## DATA BLOCK
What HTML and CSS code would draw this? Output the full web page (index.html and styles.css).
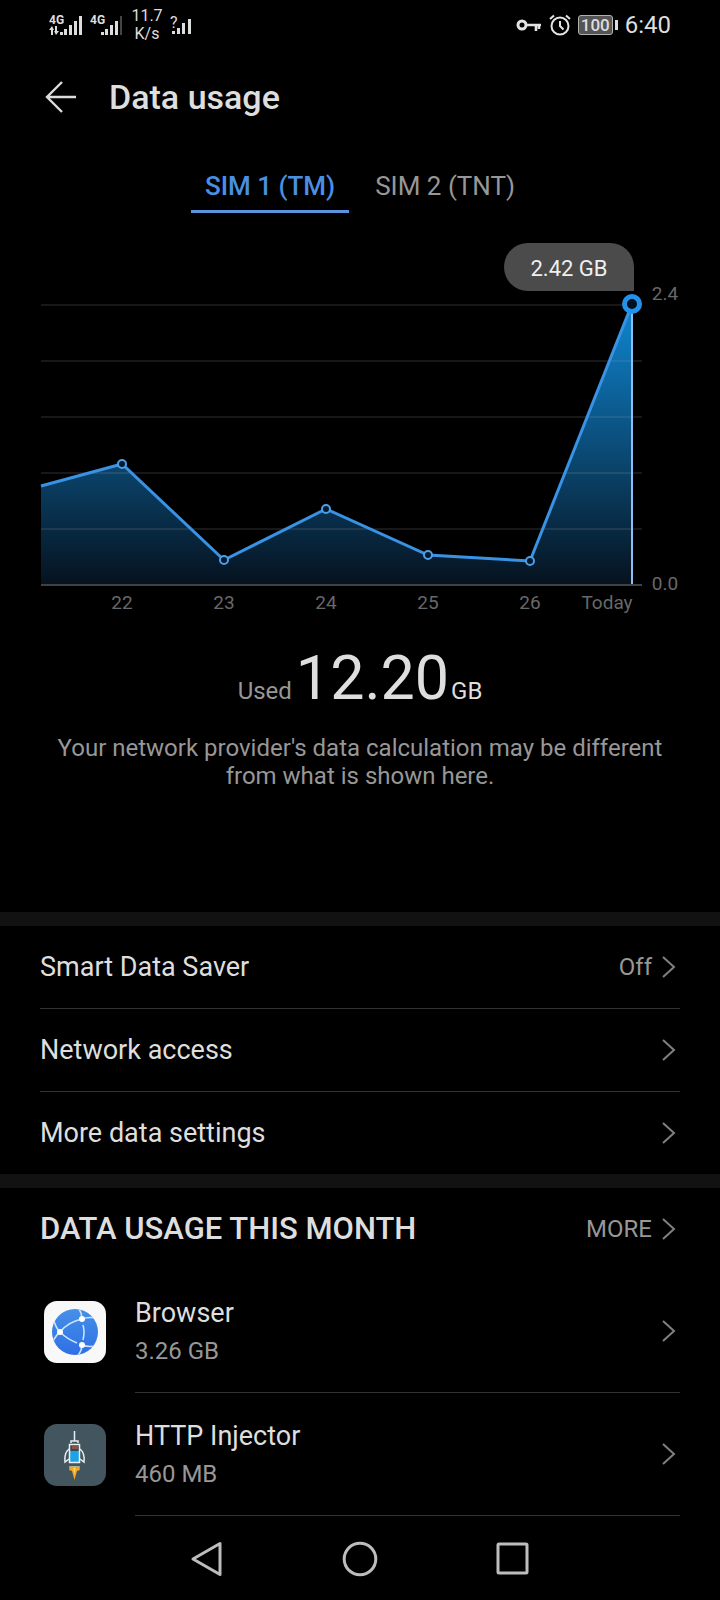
FILE: index.html
```html
<!DOCTYPE html>
<html lang="en">
<head>
    <meta charset="UTF-8">
    <meta name="viewport" content="width=device-width, initial-scale=1.0">
    <title>Data usage</title>
    <link rel="stylesheet" href="styles.css">
</head>
<body>
    <!-- Status bar -->
    <div class="status-bar">
        <div class="status-left">
            <svg class="signal" width="34" height="24" viewBox="0 1 34 24" fill="#ddd">
                <text x="0" y="12" class="signal-text">4G</text>
                <path d="M0 18l3-4 2 4h-1v5h-2v-5zM6 14h2v5h2l-3 4-2-4h1z"/>
                <path d="M11 20h3v3h-3zM15 17h3v6h-3zM20 13h3v10h-3zM25 9h3v14h-3zM30 4h3v19h-3z"/>
            </svg>
            <svg class="signal" width="34" height="24" viewBox="0 1 34 24" fill="#ddd">
                <text x="0" y="12" class="signal-text">4G</text>
                <path d="M11 20h3v3h-3zM15 17h3v6h-3zM20 13h3v10h-3zM25 9h3v14h-3z"/>
                <path d="M30 4h2v19h-2z" fill="#444"/>
            </svg>
            <div class="speed"><span>11.7</span><span>K/s</span></div>
            <svg class="signal" width="22" height="24" viewBox="0 1 22 24" fill="#ddd">
                <text x="0" y="16" class="signal-unknown">?</text>
                <path d="M2 19h3v3h-3zM7 16h3v6h-3zM12 11h3v11h-3zM18 7h3v15h-3z"/>
            </svg>
        </div>
        <div class="status-right">
            <svg width="26" height="14" viewBox="0 0 26 14" fill="none" stroke="#e4e4e4" stroke-width="3">
                <circle cx="6" cy="7" r="4"/>
                <path d="M10 7h15M23 7v4M20 7v6" stroke-width="2.6"/>
            </svg>
            <svg width="22" height="22" viewBox="0 0 22 22" fill="none" stroke="#e4e4e4" stroke-width="2">
                <circle cx="11" cy="12" r="8.5"/>
                <path d="M11 7v5l3.500 3.500M1 5l4-3.500M21 5l-4-3.500"/>
            </svg>
            <div class="battery"><span class="battery-level">100</span><span class="battery-tip"></span></div>
            <span class="clock">6:40</span>
        </div>
    </div>

    <header class="header">
        <button class="back" aria-label="Back">
            <svg width="32" height="32" viewBox="0 0 32 32" fill="none" stroke="#dcdcdc" stroke-width="2.400">
                <path d="M31 16H2M17 1L2 16l15 15"/>
            </svg>
        </button>
        <h1>Data usage</h1>
    </header>

    <div class="tabs" role="tablist">
        <button class="tab active" role="tab" aria-selected="true">SIM 1 (TM)</button>
        <button class="tab" role="tab" aria-selected="false">SIM 2 (TNT)</button>
    </div>

    <!-- Daily usage chart -->
    <svg class="chart" viewBox="0 0 720 390" role="img" aria-label="Daily data usage">
        <defs>
            <linearGradient id="area" gradientUnits="userSpaceOnUse" x1="0" y1="74" x2="0" y2="355">
                <stop offset="0" stop-color="#0f87d2"/>
                <stop offset="0.5" stop-color="#0b4d7a"/>
                <stop offset="1" stop-color="#06121e"/>
            </linearGradient>
        </defs>
        <path d="M41 256L122 234L224 330L326 279L428 325L530 331L632 74V355H41z" fill="url(#area)"/>
        <path class="grid" d="M41 75H642M41 131H642M41 187H642M41 243H642M41 299H642"/>
        <path class="axis" d="M41 355H642"/>
        <path class="marker-line" d="M632 74V354"/>
        <path class="line" d="M41 256L122 234L224 330L326 279L428 325L530 331L632 74"/>
        <g class="dots">
            <circle cx="122" cy="234" r="4"/>
            <circle cx="224" cy="330" r="4"/>
            <circle cx="326" cy="279" r="4"/>
            <circle cx="428" cy="325" r="4"/>
            <circle cx="530" cy="331" r="4"/>
        </g>
        <circle class="today-dot" cx="632" cy="74" r="7.5"/>
        <path class="tip" d="M528 13H610A24 24 0 0 1 634 37V61H528A24 24 0 0 1 528 13z"/>
        <text class="tip-text" x="569" y="46">2.42 GB</text>
        <g class="labels">
            <text x="122" y="379">22</text>
            <text x="224" y="379">23</text>
            <text x="326" y="379">24</text>
            <text x="428" y="379">25</text>
            <text x="530" y="379">26</text>
            <text x="607" y="379">Today</text>
            <text x="665" y="70">2.4</text>
            <text x="665" y="360">0.0</text>
        </g>
    </svg>

    <div class="summary">
        <p class="total"><span class="used">Used</span><span class="amount">12.20</span><span class="unit">GB</span></p>
        <p class="note">Your network provider's data calculation may be different from what is shown here.</p>
    </div>

    <!-- Settings -->
    <nav class="section settings">
        <a class="row" href="#">
            <span class="row-title">Smart Data Saver</span>
            <span class="row-value">Off</span>
            <svg class="chevron" viewBox="0 0 14 24"><path d="M1 2l11 10L1 22"/></svg>
        </a>
        <a class="row" href="#">
            <span class="row-title">Network access</span>
            <svg class="chevron" viewBox="0 0 14 24"><path d="M1 2l11 10L1 22"/></svg>
        </a>
        <a class="row" href="#">
            <span class="row-title">More data settings</span>
            <svg class="chevron" viewBox="0 0 14 24"><path d="M1 2l11 10L1 22"/></svg>
        </a>
    </nav>

    <!-- Usage per app -->
    <section class="section">
        <div class="section-head">
            <h2>DATA USAGE THIS MONTH</h2>
            <a class="more" href="#">
                <span class="row-value">MORE</span>
                <svg class="chevron" viewBox="0 0 14 24"><path d="M1 2l11 10L1 22"/></svg>
            </a>
        </div>
        <a class="app" href="#">
            <svg class="app-icon" viewBox="0 0 62 62">
                <defs>
                    <linearGradient id="globe" x1="0" y1="0" x2="0" y2="1">
                        <stop offset="0" stop-color="#4590e8"/>
                        <stop offset="1" stop-color="#2f6fe6"/>
                    </linearGradient>
                    <clipPath id="disc"><circle cx="31" cy="31" r="23"/></clipPath>
                </defs>
                <rect width="62" height="62" rx="13" fill="#f8f8f8"/>
                <circle cx="31" cy="31" r="23" fill="url(#globe)"/>
                <g clip-path="url(#disc)" fill="none" stroke="#c9e4fb" stroke-width="1.600">
                    <path d="M16 31Q24 21 38 18M16 31Q23 38 33 42M39 24Q41 31 39 39"/>
                    <path d="M38 18Q38 12 34 6M38 18Q46 15 55 18M16 31Q12 34 8 42M16 31Q12 27 10 20M38 44Q38 50 33 56M38 44Q46 47 55 44"/>
                </g>
                <g fill="#fff">
                    <circle cx="16" cy="31" r="3"/>
                    <circle cx="38" cy="18" r="3"/>
                    <circle cx="38" cy="44" r="3"/>
                </g>
            </svg>
            <span class="app-body">
                <span class="app-text">
                    <span class="row-title">Browser</span>
                    <span class="row-value">3.26 GB</span>
                </span>
                <svg class="chevron" viewBox="0 0 14 24"><path d="M1 2l11 10L1 22"/></svg>
            </span>
        </a>
        <a class="app" href="#">
            <svg class="app-icon" viewBox="0 0 62 62">
                <rect width="62" height="62" rx="13" fill="#43565f"/>
                <path d="M26 21h9v17h-9z" fill="#37474f"/>
                <path d="M28 22h6v3h-6z" fill="#8a504e"/>
                <path d="M26 27h9v11h-9z" fill="#1ea2e6"/>
                <path d="M26 42h9l1 4-3 1-2.500 9-2.500-9-3-1z" fill="#f5a623"/>
                <path d="M29 42h3l-1.500 9z" fill="#ffd65a"/>
                <g fill="none" stroke="#e8eef0" stroke-width="1.500">
                    <path d="M30.500 7v10M27 19v-2h7v2M25.500 20.500h10v18h-10z"/>
                    <path d="M25 25q-5 4-4 13l4-3M36 25q5 4 4 13l-4-3"/>
                    <path d="M25 43h11" stroke="#9fb0b7"/>
                </g>
            </svg>
            <span class="app-body">
                <span class="app-text">
                    <span class="row-title">HTTP Injector</span>
                    <span class="row-value">460 MB</span>
                </span>
                <svg class="chevron" viewBox="0 0 14 24"><path d="M1 2l11 10L1 22"/></svg>
            </span>
        </a>
    </section>

    <!-- System navigation -->
    <div class="nav-bar">
        <button aria-label="Back">
            <svg width="36" height="36" viewBox="0 0 36 36"><path d="M31 2.500V33.500L4 18z"/></svg>
        </button>
        <button aria-label="Home">
            <svg width="36" height="36" viewBox="0 0 36 36"><circle cx="18" cy="18" r="15.800"/></svg>
        </button>
        <button aria-label="Recent apps">
            <svg width="36" height="36" viewBox="0 0 36 36"><rect x="3" y="3" width="29" height="29" rx="1"/></svg>
        </button>
    </div>
</body>
</html>
```
FILE: styles.css
```css
* {
    box-sizing: border-box;
}
body {
    margin: 0;
    min-height: 100vh;
    display: flex;
    flex-direction: column;
    background-color: #000;
    color: #dedede;
    font-family: Roboto, 'Noto Sans', sans-serif;
}
h1, h2, p {
    margin: 0;
}
svg {
    display: block;
    flex-shrink: 0;
}
button {
    padding: 0;
    border: none;
    background: none;
    color: inherit;
    font: inherit;
    cursor: pointer;
}
a {
    color: inherit;
    text-decoration: none;
}

/* Status bar */
.status-bar {
    display: flex;
    justify-content: space-between;
    align-items: center;
    height: 50px;
    padding: 0 49px;
}
.status-left {
    display: flex;
    align-items: center;
    gap: 7px;
}
.status-right {
    display: flex;
    align-items: center;
    gap: 7px;
}
.signal-text {
    font-size: 12px;
    font-weight: 700;
}
.signal-unknown {
    font-size: 16px;
}
.speed {
    display: flex;
    flex-direction: column;
    align-items: center;
    width: 32px;
    font-size: 16px;
    line-height: 18px;
}
.battery {
    display: flex;
    align-items: center;
    gap: 2px;
}
.battery-level {
    width: 35px;
    height: 20px;
    border: 1px solid #b0b0b0;
    border-radius: 3px;
    background-color: #555;
    font-size: 17px;
    font-weight: 500;
    line-height: 18px;
    text-align: center;
}
.battery-tip {
    width: 3px;
    height: 10px;
    background-color: #ddd;
}
.clock {
    font-size: 24px;
    line-height: 28px;
}

/* Title and tabs */
.header {
    display: flex;
    align-items: center;
    gap: 32px;
    height: 94px;
    padding: 0 45px;
}
h1 {
    font-size: 34px;
    font-weight: 500;
    line-height: 40px;
}
.tabs {
    display: flex;
    justify-content: center;
    gap: 12px;
    height: 86px;
    padding: 18px 0;
}
.tab {
    height: 51px;
    padding: 0 14px;
    border-bottom: 3px solid transparent;
    color: #979797;
    font-size: 26px;
}
.tab.active {
    border-bottom-color: #5b93de;
    color: #4a90e2;
    font-weight: 500;
}

/* Chart */
.chart {
    width: 100%;
}
.grid {
    stroke: #a0a0a0;
    stroke-opacity: 0.15;
    stroke-width: 2;
}
.axis {
    stroke: #3e4246;
    stroke-width: 2;
}
.line {
    fill: none;
    stroke: #3a92e4;
    stroke-width: 3;
}
.marker-line {
    stroke: #8cc0f5;
    stroke-width: 2;
}
.dots circle {
    fill: #04192c;
    stroke: #4d9fe8;
    stroke-width: 2;
}
.today-dot {
    fill: #02101f;
    stroke: #2492ea;
    stroke-width: 5;
}
.tip {
    fill: #4b4b4b;
}
.tip-text {
    fill: #efefef;
    font-size: 22px;
    text-anchor: middle;
}
.labels {
    fill: #686868;
    font-size: 19px;
    text-anchor: middle;
}

/* Total */
.summary {
    padding: 18px 40px 122px;
    text-align: center;
}
.total {
    display: flex;
    justify-content: center;
    align-items: baseline;
    gap: 2px;
    margin-bottom: 3px;
    line-height: 80px;
}
.used {
    margin-right: 2px;
    color: #979797;
    font-size: 24px;
}
.amount {
    font-size: 61px;
}
.unit {
    font-size: 24px;
}
.note {
    color: #979797;
    font-size: 24px;
    line-height: 28px;
}

/* Lists */
.section {
    border-top: 14px solid #121212;
    padding: 0 40px;
}
.row {
    display: flex;
    align-items: center;
    gap: 10px;
    height: 83px;
    border-bottom: 1px solid #333;
}
.row:last-child {
    height: 82px;
    border-bottom: none;
}
.row-title {
    flex: 1;
    font-size: 27px;
    line-height: 32px;
}
.row-value {
    color: #979797;
    font-size: 24px;
    line-height: 30px;
}
.chevron {
    width: 14px;
    height: 24px;
    margin-right: 4px;
    fill: none;
    stroke: #808080;
    stroke-width: 2;
}
.section-head {
    display: flex;
    justify-content: space-between;
    align-items: center;
    height: 82px;
}
h2 {
    font-size: 31px;
    font-weight: 500;
    line-height: 40px;
}
.more {
    display: flex;
    align-items: center;
    gap: 10px;
}
.app {
    display: flex;
    align-items: center;
    gap: 29px;
    padding-left: 4px;
}
.app-icon {
    width: 62px;
    height: 62px;
}
.app-body {
    flex: 1;
    display: flex;
    align-items: center;
    height: 123px;
    border-bottom: 1px solid #333;
}
.app-text {
    flex: 1;
    display: flex;
    flex-direction: column;
    gap: 7px;
}

/* System navigation */
.nav-bar {
    flex: 1;
    display: flex;
    justify-content: center;
    align-items: center;
    gap: 117px;
    min-height: 85px;
}
.nav-bar svg {
    fill: none;
    stroke: #bdbdbd;
    stroke-width: 3px;
    stroke-linejoin: round;
}
```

## GIVEN INSTRUCTION
Output a single number: how many lines contain the word "index".

## ANSWER TO THIS PROBLEM
2